Vu la procédure suivante :

Procédure contentieuse antérieure :

Le groupement foncier agricole (GFA) Boureti et Colomblancs a demandé au tribunal administratif de Marseille d'annuler l'arrêté n° 2012-2377 du 29 novembre 2012 par lequel le préfet des Alpes-de-Haute-Provence a déclaré cessibles, au profit de la commune de Cruis, les immeubles nécessaires à l'aménagement d'une aire de stationnement sur le territoire communal.

Par un jugement n° 1302269 du 9 mars 2015, le tribunal administratif de Marseille a rejeté la demande du GFA Boureti et Colomblancs.

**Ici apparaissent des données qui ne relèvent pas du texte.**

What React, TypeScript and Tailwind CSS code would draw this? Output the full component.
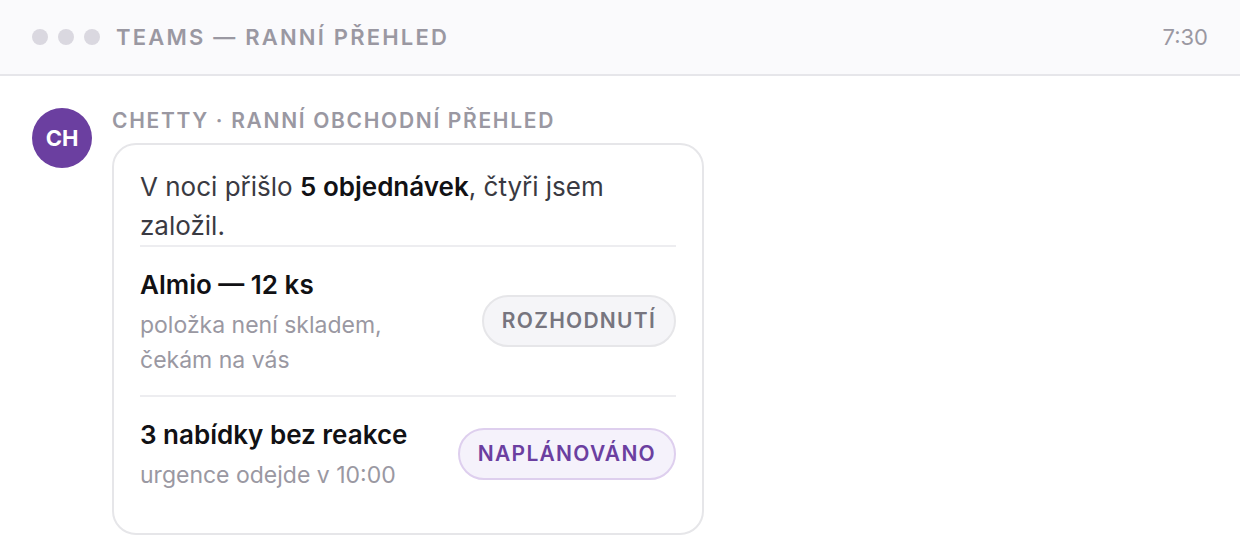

Procédure devant la Cour :

Par une requête, enregistrée le 20 mai 2015, le GFA Boureti et Colomblancs, représenté par MeC..., demande à la Cour :

1°) d'annuler le jugement n° 1302269 du 9 mars 2015 du tribunal administratif de Marseille ;

2°) d'annuler l'arrêté préfectoral du 29 novembre 2012 ;

3°) de mettre à la charge de l'Etat et de la commune de Cruis la somme de 1 000 euros en application de l'article L. 761-1 du code de justice administrative.

Il soutient que :

- la requête est irrecevable, dès lors que Mme B...veuve A...a méconnu les dispositions des articles 1852 du code civil et 14 des statuts du GFA ;

- la commune de Cruis ne justifie pas d'une délibération, expressément motivée et précise, autorisant le maire à conclure une procédure amiable en arrêtant les termes d'un accord et à engager le cas échéant la procédure de déclaration d'utilité publique et d'expropriation de la parcelle E 329 ;

- l'avis du commissaire enquêteur n'est pas suffisamment motivé et comporte des erreurs ;

- l'expropriant ne lui a pas notifié individuellement le dépôt du dossier en mairie ;

- la notification aux quatre associés du groupement ne saurait répondre à l'exigence des dispositions de l'article R. 11-22 du code de l'expropriation pour cause d'utilité publique, dès lors que le GFA est une société immatriculée, dotée de la personnalité morale ;

- l'arrêté du préfet en litige ainsi que l'avis au public du 2 avril 2010 ne font référence qu'au projet d'aménagement d'une aire de stationnement communal et non au projet de création d'une aire pour le tri sélectif, ni à l'objectif de sécurisation du ramassage scolaire ou encore au projet de création d'une aire d'accueil de manifestations culturelles ;

- il en est de même de la notification du dépôt du dossier à la mairie ;

- l'arrêté préfectoral n° 2010-2365 du 6 décembre 2010 portant déclaration d'utilité publique est entaché d'une erreur manifeste d'appréciation ;

- l'emprise du projet est insuffisamment précise ;

- le bilan coût - avantage du projet est défavorable ;

- l'arrêté est entaché d'un détournement de pouvoir.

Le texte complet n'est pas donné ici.